The Confluent REST Proxy provides a RESTful interface to an Apache Kafka® cluster, making it easy to produce and consume messages, view the metadata of the cluster, and perform administrative actions using standard HTTP(S) instead of the native TCP-based Kafka protocol or clients.

Request-response (HTTP) vs. event streaming (Kafka)

Prior to discussing the relation between HTTP/REST and Kafka, let’s explore the concepts behind both. Traditionally, request-response and event streaming are two different paradigms:

Request-response (HTTP)

  • Low latency
  • Typically synchronous
  • Point to point
  • Pre-defined API

Event streaming (Kafka)

  • Continuous processing
  • Often asynchronous
  • Event-driven
  • General-purpose events

Most architectures need request-response for point-to-point communication (e.g., between a server and mobile app) and event streaming for continuous data processing.
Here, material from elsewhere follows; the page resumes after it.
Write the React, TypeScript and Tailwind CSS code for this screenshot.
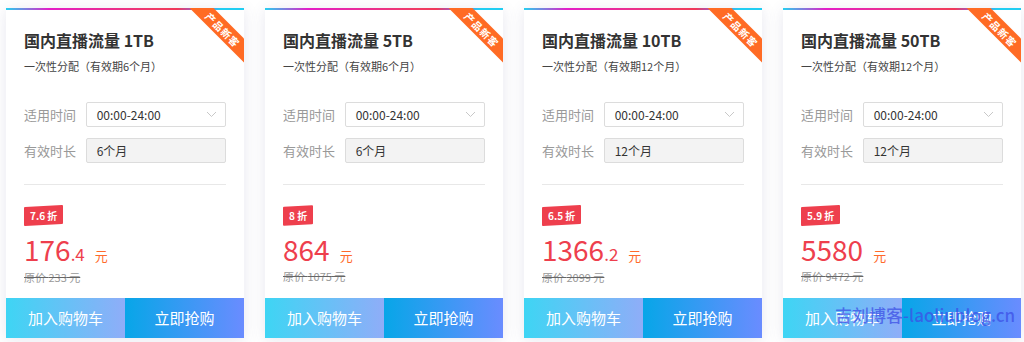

With this in mind, let’s look at use cases where HTTP is used in conjunction with Kafka.

Use cases for HTTP and REST APIs with Kafka

Each use case differs significantly in their purpose—some are implemented out of convenience while others are required due to technical specifications. There are three main categories of use cases: management plane, data plane, and ubiquitous.

Management plane

The management and administration of a Kafka cluster involves various tasks, such as:

  • Cluster configuration: Management of Kafka topics, consumer groups, ACLs, etc.
  • CI/CD and DevOps integration: HTTP APIs are the most popular way to build delivery pipelines and to automate administration, instead of using Python or other alternative scripting options.

Data plane

Various scenarios require or prefer the usage of REST APIs for producing and consuming messages to/from Kafka, such as:

  • Natural request-response applications such as mobile apps: These applications and the frameworks almost always require integration via HTTP and request-response. WebSockets, Server-Sent Events (SSE), and similar concepts are a better fit for event streaming with Kafka. They are in the client framework, though often not supported.
  • Legacy application and third-party tool integration: Legacy applications, standard software, and traditional middleware are often proprietary. The only integration capabilities are HTTP/REST. Nevertheless, extract, transform, load (ETL), enterprise service bus (ESB), and other third-party tools are complementary to event streaming with Kafka. Mainframe integration using REST APIs from COBOL to Kafka is another example.
  • API gateway: Most API management tools do not provide native support for event streaming and Kafka today and only work on top of REST interfaces. Kafka (via the REST interface) and API management are still very complementary for some use cases, such as service monetization or integration with partner systems.
  • Other programming languages: Kafka provides Java and Scala clients. Confluent provides and supports additional clients, including Python, .NET, C, C++, and Go. More Kafka clients exist from the community, including Erlang, Kotlin, Node.js, PHP, Ruby, and Rust. Many of these community clients are not battle tested or supported. Therefore, calling the REST API from your favorite programming language is sometimes the better and easier option. Others, such as COBOL, on the mainframe don’t even provide a Kafka client at all. Hence, the REST Proxy is the only viable solution.

REST APIs are ubiquitous

Most developers and administrators are familiar with REST APIs. They are the natural option for many best practices and security guidelines for the following reasons:

  • Avoiding technology lock-in: In some cases, you want to embed the communication or proxy it with a more agnostic API.
  • Familiarity with a known technology: You are familiar with REST endpoints and, if they are under pressure or need a quick result, it’s quicker than learning how to use a new API.
  • Security: HTTP ports are much easier to open by security teams compared to the TCP ports of the Kafka-native protocol used by the clients from programming languages such as Java, Go, C++, or Python. For instance, in DMZ pass-through requirements, InfoSec owns the F5 proxies in the DMZ. REST Proxy makes the integration easier.
  • Domain-driven design (DDD): Often, HTTP/REST and Kafka are combined to leverage the best of both worlds: Kafka for decoupling and HTTP for synchronous client-server communication. A service mesh using Kafka in conjunction with REST APIs is a common architecture.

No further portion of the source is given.